Uncertainty Quantification of Tsunami Models

Abstract

In this talk, we first show various strategies for the efficient emulation of simulators having uncertain inputs, with applications to tsunami wave modelling. A fast surrogate of the simulator's time series of outputs is provided by the outer product emulator. Dimension reduction of the outputs can be achieved by employing functional principal components, to account for smoothness, on registered curves. It can enable real-time warnings according to the uncertain characteristics of the mechanism (landslide or earthquake) that generate the tsunami. It can also help provide a risk assessment for a specific region as it the emulator covers well the possible ranges of likely events. We show some new realistic simulations for earthquake-generated tsunamis in Cascadia (Western Canada and USA), using the tsunami model VOLNA. VOLNA is a solver of nonlinear shallow water equations on unstructured meshes that is now accelerated on the GPU system Emerald. We propagate uncertainties from the uplift to the time series of wave elevations.
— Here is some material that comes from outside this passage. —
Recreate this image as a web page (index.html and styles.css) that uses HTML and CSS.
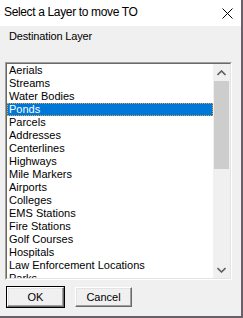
FILE: index.html
```html
<!DOCTYPE html>
<html>
<head>
<meta charset="utf-8">
<link rel="stylesheet" href="styles.css">
</head>
<body>
<div class="window">
  <div class="titlebar">
    <span class="title">Select a Layer to move TO</span>
    <svg class="close" width="11" height="11" viewBox="0 0 11 11"><path d="M0.5 0.5 L10.5 10.5 M10.5 0.5 L0.5 10.5" stroke="#000" stroke-width="1" fill="none"/></svg>
  </div>
  <div class="content">
    <div class="label">Destination Layer</div>
    <div class="listbox">
      <div class="listinner">
        <div class="items">
          <div class="item">Aerials</div>
          <div class="item">Streams</div>
          <div class="item">Water Bodies</div>
          <div class="item selected">Ponds</div>
          <div class="item">Parcels</div>
          <div class="item">Addresses</div>
          <div class="item">Centerlines</div>
          <div class="item">Highways</div>
          <div class="item">Mile Markers</div>
          <div class="item">Airports</div>
          <div class="item">Colleges</div>
          <div class="item">EMS Stations</div>
          <div class="item">Fire Stations</div>
          <div class="item">Golf Courses</div>
          <div class="item">Hospitals</div>
          <div class="item">Law Enforcement Locations</div>
          <div class="item">Parks</div>
        </div>
        <div class="scrollbar">
          <div class="sb-btn"><svg width="9" height="6" viewBox="0 0 9 6"><path d="M0.5 5 L4.5 1 L8.5 5" stroke="#606060" stroke-width="1.6" fill="none"/></svg></div>
          <div class="sb-track"><div class="sb-thumb"></div></div>
          <div class="sb-btn"><svg width="9" height="6" viewBox="0 0 9 6"><path d="M0.5 1 L4.5 5 L8.5 1" stroke="#606060" stroke-width="1.6" fill="none"/></svg></div>
        </div>
      </div>
    </div>
    <div class="buttons">
      <div class="default-frame"><div class="btn">OK</div></div>
      <div class="btn">Cancel</div>
    </div>
  </div>
</div>
</body>
</html>
```
FILE: styles.css
```css
html, body {
  margin: 0;
  padding: 0;
}
body {
  background: #6a6068;
  width: 243px;
  height: 318px;
  overflow: hidden;
}
.window {
  width: 241px;
  height: 316px;
  background: #f0f0f0;
  font-family: "Liberation Sans", Arial, sans-serif;
  color: #000;
}
.titlebar {
  height: 26px;
  background: #fff;
  display: flex;
  align-items: flex-start;
  justify-content: space-between;
}
.title {
  font-size: 12px;
  line-height: 14px;
  letter-spacing: -0.35px;
  padding-top: 5px;
  padding-left: 4px;
}
.close {
  margin-top: 8px;
  margin-right: 8px;
}
.content {
  padding: 4px 0 0 5px;
}
.label {
  font-size: 11px;
  line-height: 13px;
  letter-spacing: -0.15px;
  padding-left: 4px;
  height: 13px;
}
.listbox {
  margin-top: 19px;
  width: 225px;
  height: 216px;
  border-top: 1px solid #a0a0a0;
  border-left: 1px solid #a0a0a0;
  border-right: 1px solid #fff;
  border-bottom: 1px solid #fff;
}
.listinner {
  height: 214px;
  border-top: 1px solid #696969;
  border-left: 1px solid #696969;
  border-right: 1px solid #e3e3e3;
  border-bottom: 1px solid #e3e3e3;
  background: #fff;
  display: flex;
  overflow: hidden;
}
.items {
  flex: 1;
  overflow: hidden;
}
.item {
  height: 13px;
  line-height: 13px;
  font-size: 11px;
  padding-left: 2px;
  white-space: nowrap;
}
.item.selected {
  background: #0078d7;
  color: #fff;
  outline: 1px dotted #e8a040;
  outline-offset: -1px;
}
.scrollbar {
  width: 17px;
  background: #f0f0f0;
  display: flex;
  flex-direction: column;
}
.sb-btn {
  height: 17px;
  display: flex;
  align-items: center;
  justify-content: center;
}
.sb-track {
  flex: 1;
  padding: 0 1px;
}
.sb-thumb {
  height: 88px;
  background: #cdcdcd;
}
.buttons {
  display: flex;
  align-items: center;
  gap: 10px;
  margin-top: 6px;
  padding-left: 1px;
}
.default-frame {
  border: 1px solid #000;
  display: flex;
}
.btn {
  width: 55px;
  height: 18px;
  background: #f0f0f0;
  border-top: 1px solid #fff;
  border-left: 1px solid #fff;
  border-right: 1px solid #696969;
  border-bottom: 1px solid #696969;
  box-shadow: inset -1px -1px 0 #a0a0a0, inset 1px 1px 0 #e3e3e3;
  font-size: 11px;
  display: flex;
  align-items: center;
  justify-content: center;
}
```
We also present an analysis of the influence on the tsunami wave of the uncertainties in the bathymetry, due to gaps in the depth soundings.  Finally, enhancements in terms of sequential design of computer experiments are presented and applied to the tsunami model VOLNA. Points in the design are chosen according to a new adaptive strategy and compared to current approaches in terms of statistical and computational efficiencies. 
Joint Authors:  Joakim Beck (UCL), Simon Day (UCL), Xiaoyu Liu (UCL), Andria Sarri (UCL).

Brief Biography

PhD (Paris 6, France) 2001, Research Associate (University of Chicago, USA) 2002-2004, Assistant Professor (Georgia Institute of Technology, USA) 2004-2008, lecturer (UCL) 2007-2009, Reader (UCL) 2009.